If you have been using Google Whisk to generate and remix AI images, you have until Thursday, April 30, 2026 to save your work. After that date, Whisk will be permanently discontinued, and any images remaining in your Whisk library will be deleted and cannot be recovered.
Google announced the shutdown on March 12 in a Workspace blog post, confirming that Whisk’s capabilities are being absorbed into Flow, its unified platform for AI-powered image and video creation.
What Is Whisk?
Whisk launched in the United States in December 2024 as an experimental AI image tool from Google Labs. Rather than generating images from text prompts alone, Whisk allowed users to upload their own images as inputs alongside text descriptions. You could take a photo of yourself, upload an image of a setting, add an image of a style reference, and have Whisk combine them into a new AI-generated image. The tool used Gemini for understanding and Imagen 3 for generation. It expanded to over 100 countries in February 2025 and had been running as a standalone Labs experiment ever since.
Why Is Google Shutting It Down?
Whisk is not being deleted because it failed. It is being sunset because Google has decided to stop maintaining scattered AI creative experiments as separate products and consolidate everything into Flow.
As Google stated in the official announcement: “On April 30, 2026, the best capabilities from Whisk are moving directly into Flow, Google’s unified platform for AI-powered image and video creation.”
This is part of a broader consolidation Google has been running across its AI creative tools. ImageFX, another standalone image generation experiment, is also moving into Flow at the same time.
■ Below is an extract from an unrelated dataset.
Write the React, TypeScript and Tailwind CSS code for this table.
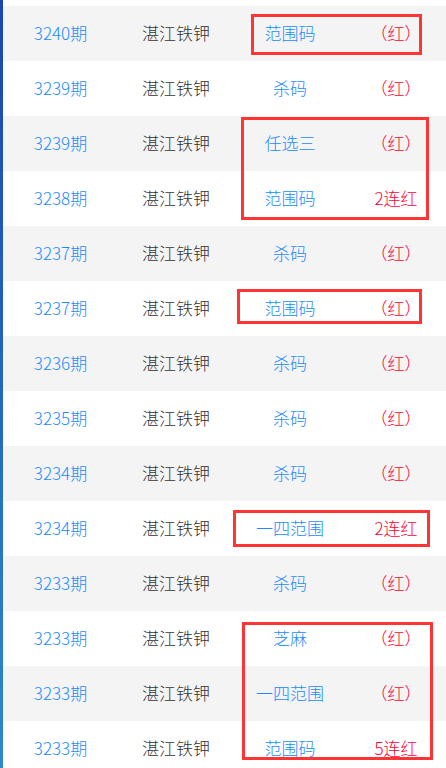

Flow itself has grown significantly: users have already generated over 1.5 billion images and videos on the platform since its launch.
What Is Flow?
Flow launched in May 2025 as Google’s video generation platform powered by Veo, the same video AI used in YouTube Shorts. It has since expanded into a full creative suite.
With Whisk and ImageFX moving in, Flow now covers the complete creative workflow in one place: generating images with Nano Banana 2 (Google’s latest image model), editing images with precision tools including a lasso selection and natural language editing, and animating images into video with Veo. Image generation in Flow is free, making it more accessible than competing tools that charge per image.
New editing capabilities added to Flow alongside the Whisk migration include a lasso tool that lets you select a specific part of an image and describe what you want changed, clip extension to generate what happens after a video ends, and object add and remove in video.
Flow is available at flow.google.
See Also: Gemini Is Now Built Into Chrome in India
What You Need to Do Before April 30
There are three steps to take now, before the deadline.
First, download your Whisk library. You can export your images directly from the Whisk interface at any time before April 30. Go to your Whisk library and look for the download option on each image. Do this as soon as possible, as the deadline is firm and there is no recovery option after it passes.
Second, look for the migration prompt. Google says it will send an email to active Whisk users and display an in-product notification inside Whisk with an opt-in option to transfer your content to Flow. This migration option was not yet live at the time of writing but is expected to appear in the coming weeks. The migration is opt-in and will not happen automatically.
Third, set up Flow now. Go to flow.google, sign in with your Google account, and explore the interface before your Whisk content arrives. AI credits from Whisk carry over automatically, so you will not lose any generation credits you have accumulated.
A Note on Geographic Availability
Flow is not available in all countries. Users in regions where Flow is not supported will lose access to Whisk on April 30 without a migration path. If you are in an unsupported region, your only option is to download your images from Whisk directly before the deadline. Check flow.google for the current list of supported countries.
The April 30 date is final. If you use Whisk regularly, do not wait.